Calculating Melted Ice from a Lead Bullet

[AdnamaLeigh]

Given: latent heat of fusion of water is 333000 J/kg.
A 3.37 g lead bullet at 27 degrees C is fired at a speed of 272 m/s into a large block of ice at 0 degrees C, in which it embeds itself. What quantity of ice melts? Assume the specific heat of lead is 128 J/kg x C. Answer in units of g.

KE = 1/2mv^2
KE = 1/2(.00337)(272)^2 = 124.663 J

KE = Q = mL
124.663 = m(333000) m = .374 g

I don't think that this is correct because I didn't take into account change in temperature of the bullet.

(bullet) mc∆T = mL (ice)

I would set it up like that but I don't have the change in temperature for the bullet. I tried using this formula to figure out the temperature but I got a weird answer:

124.663 = mc∆T = .00337(128)(27 - 0) T= -262 C

That obviously can't be correct.
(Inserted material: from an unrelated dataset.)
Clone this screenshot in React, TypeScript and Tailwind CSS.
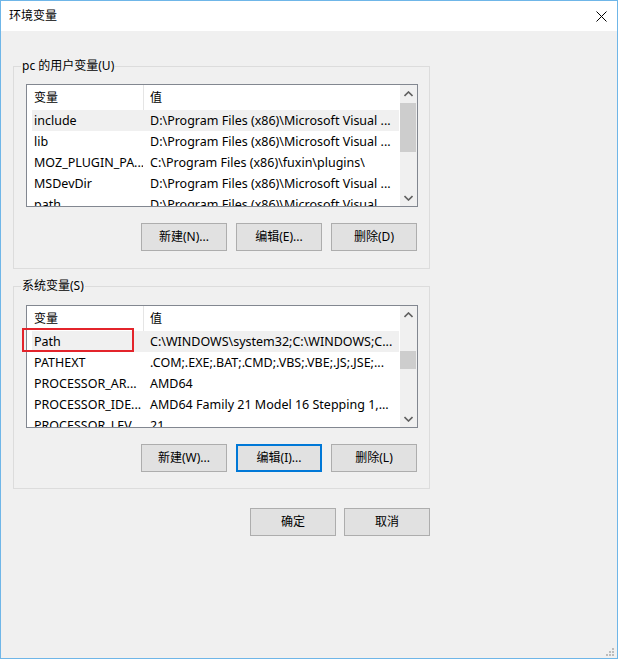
import React from "react";

type Row = [string, string];

const userVars: Row[] = [
  ["include", "D:\\Program Files (x86)\\Microsoft Visual ..."],
  ["lib", "D:\\Program Files (x86)\\Microsoft Visual ..."],
  ["MOZ_PLUGIN_PA...", "C:\\Program Files (x86)\\fuxin\\plugins\\"],
  ["MSDevDir", "D:\\Program Files (x86)\\Microsoft Visual ..."],
  ["path", "D:\\Program Files (x86)\\Microsoft Visual ..."],
];

const systemVars: Row[] = [
  ["Path", "C:\\WINDOWS\\system32;C:\\WINDOWS;C..."],
  ["PATHEXT", ".COM;.EXE;.BAT;.CMD;.VBS;.VBE;.JS;.JSE;..."],
  ["PROCESSOR_AR...", "AMD64"],
  ["PROCESSOR_IDE...", "AMD64 Family 21 Model 16 Stepping 1,..."],
  ["PROCESSOR_LEV...", "21"],
];

const font = {
  fontFamily: '"Noto Sans", "Noto Sans CJK SC", sans-serif',
};

function Chevron({ up }: { up?: boolean }) {
  return (
    <svg width="9" height="6" viewBox="0 0 9 6" className="block">
      <path
        d={up ? "M0.5 5 L4.5 1 L8.5 5" : "M0.5 1 L4.5 5 L8.5 1"}
        fill="none"
        stroke="#606060"
        strokeWidth="1.6"
      />
    </svg>
  );
}

function ScrollBar({ thumbTop, thumbHeight }: { thumbTop: number; thumbHeight: number }) {
  return (
    <div className="relative w-[17px] h-full bg-[#f0f0f0] flex flex-col justify-between">
      <div className="h-[17px] flex items-center justify-center">
        <Chevron up />
      </div>
      <div
        className="absolute left-0 w-[16px] bg-[#cdcdcd]"
        style={{ top: thumbTop, height: thumbHeight }}
      />
      <div className="h-[17px] flex items-center justify-center">
        <Chevron />
      </div>
    </div>
  );
}

function ListView({
  rows,
  thumbTop,
  thumbHeight,
}: {
  rows: Row[];
  thumbTop: number;
  thumbHeight: number;
}) {
  return (
    <div className="h-[123px] w-[392px] border border-[#828790] bg-white flex overflow-hidden">
      <div className="flex-1 flex flex-col overflow-hidden">
        <div className="h-[25px] flex shrink-0 items-center">
          <div className="w-[116px] pl-[7px] h-full flex items-center">变量</div>
          <div className="w-px h-full bg-[#e5e5e5]" />
          <div className="flex-1 pl-[6px] h-full flex items-center">值</div>
        </div>
        {rows.map(([name, value], i) => (
          <div
            key={name}
            className="h-[21px] shrink-0 flex items-center whitespace-nowrap text-[12.5px]"
          >
            <div
              className={
                "ml-[5px] mr-px h-full flex-1 flex items-center pt-px " +
                (i === 0 ? "bg-[#f0f0f0]" : "")
              }
            >
              <div className="w-[111px] pl-[2px] overflow-hidden">{name}</div>
              <div className="pl-[7px] overflow-hidden">{value}</div>
            </div>
          </div>
        ))}
      </div>
      <ScrollBar thumbTop={thumbTop} thumbHeight={thumbHeight} />
    </div>
  );
}

function Button({ label, focused }: { label: string; focused?: boolean }) {
  return (
    <div
      className={
        "w-[86px] h-[28px] bg-[#e1e1e1] flex items-center justify-center " +
        (focused ? "border-2 border-[#0078d7]" : "border border-[#adadad]")
      }
    >
      {label}
    </div>
  );
}

function GroupBox({
  title,
  padTop,
  padBottom,
  children,
}: {
  title: string;
  padTop: string;
  padBottom: string;
  children: React.ReactNode;
}) {
  return (
    <div className={"relative w-[417px] border border-[#dcdcdc] pl-[12px] pr-[11px] " + padTop + " " + padBottom}>
      <div className="absolute -top-[9px] left-[7px] px-px bg-[#f0f0f0] leading-[16px]">{title}</div>
      {children}
    </div>
  );
}

export default function App() {
  return (
    <div
      className="relative w-[618px] h-[659px] border border-[#6fb6e8] bg-[#f0f0f0] text-[12px] text-black flex flex-col"
      style={font}
    >
      {/* title bar */}
      <div className="h-[30px] bg-white flex items-center justify-between pl-[8px] pr-[10px] shrink-0">
        <span className="text-[12px] leading-none">环境变量</span>
        <svg width="11" height="11" viewBox="0 0 11 11">
          <path d="M0.5 0.5 L10.5 10.5 M10.5 0.5 L0.5 10.5" stroke="#000" strokeWidth="1" />
        </svg>
      </div>

      <div className="pl-[12px] pt-[35px] flex flex-col">
        <GroupBox title="pc 的用户变量(U)" padTop="pt-[17px]" padBottom="pb-[17px]">
          <ListView rows={userVars} thumbTop={18} thumbHeight={49} />
          <div className="mt-[16px] flex justify-end gap-[9px] pr-px">
            <Button label="新建(N)..." />
            <Button label="编辑(E)..." />
            <Button label="删除(D)" />
          </div>
        </GroupBox>

        <div className="mt-[17px]">
          <GroupBox title="系统变量(S)" padTop="pt-[18px]" padBottom="pb-[16px]">
            <div className="relative">
              <ListView rows={systemVars} thumbTop={45} thumbHeight={18} />
              {/* highlight frame around the Path entry */}
              <div className="absolute left-[-4px] top-[23px] w-[112px] h-[24px] border-2 border-[#e3242b]" />
            </div>
            <div className="mt-[16px] flex justify-end gap-[9px] pr-px">
              <Button label="新建(W)..." />
              <Button label="编辑(I)..." focused />
              <Button label="删除(L)" />
            </div>
          </GroupBox>
        </div>

        <div className="w-[417px] mt-[19px] flex justify-end gap-[8px]">
          <Button label="确定" />
          <Button label="取消" />
        </div>
      </div>

      {/* size grip */}
      <svg className="absolute right-[3px] bottom-[2px]" width="8" height="8" viewBox="0 0 8 8">
        <rect x="6" y="0" width="2" height="2" fill="#bcbcbc" />
        <rect x="3" y="3" width="2" height="2" fill="#bcbcbc" />
        <rect x="6" y="3" width="2" height="2" fill="#bcbcbc" />
        <rect x="0" y="6" width="2" height="2" fill="#bcbcbc" />
        <rect x="3" y="6" width="2" height="2" fill="#bcbcbc" />
        <rect x="6" y="6" width="2" height="2" fill="#bcbcbc" />
      </svg>
    </div>
  );
}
I really need some help.

 

[Fermat]

I think you can assume that ...

1) All the mechanical energy (1/2mv²) is transformed into heat energy used to melt the ice.
2) Everything, the ice, the melted ice/water and the bullet are all at the same temperature, which must be 0 deg C.
3) The mechanical energy plus the heat loss from the bullet are both used to melt the ice.

So, the change in temp of the bullet is 27 deg.

Mind you, I haven't done any thermo in a long time, so I can't guarantee that I'm correct!.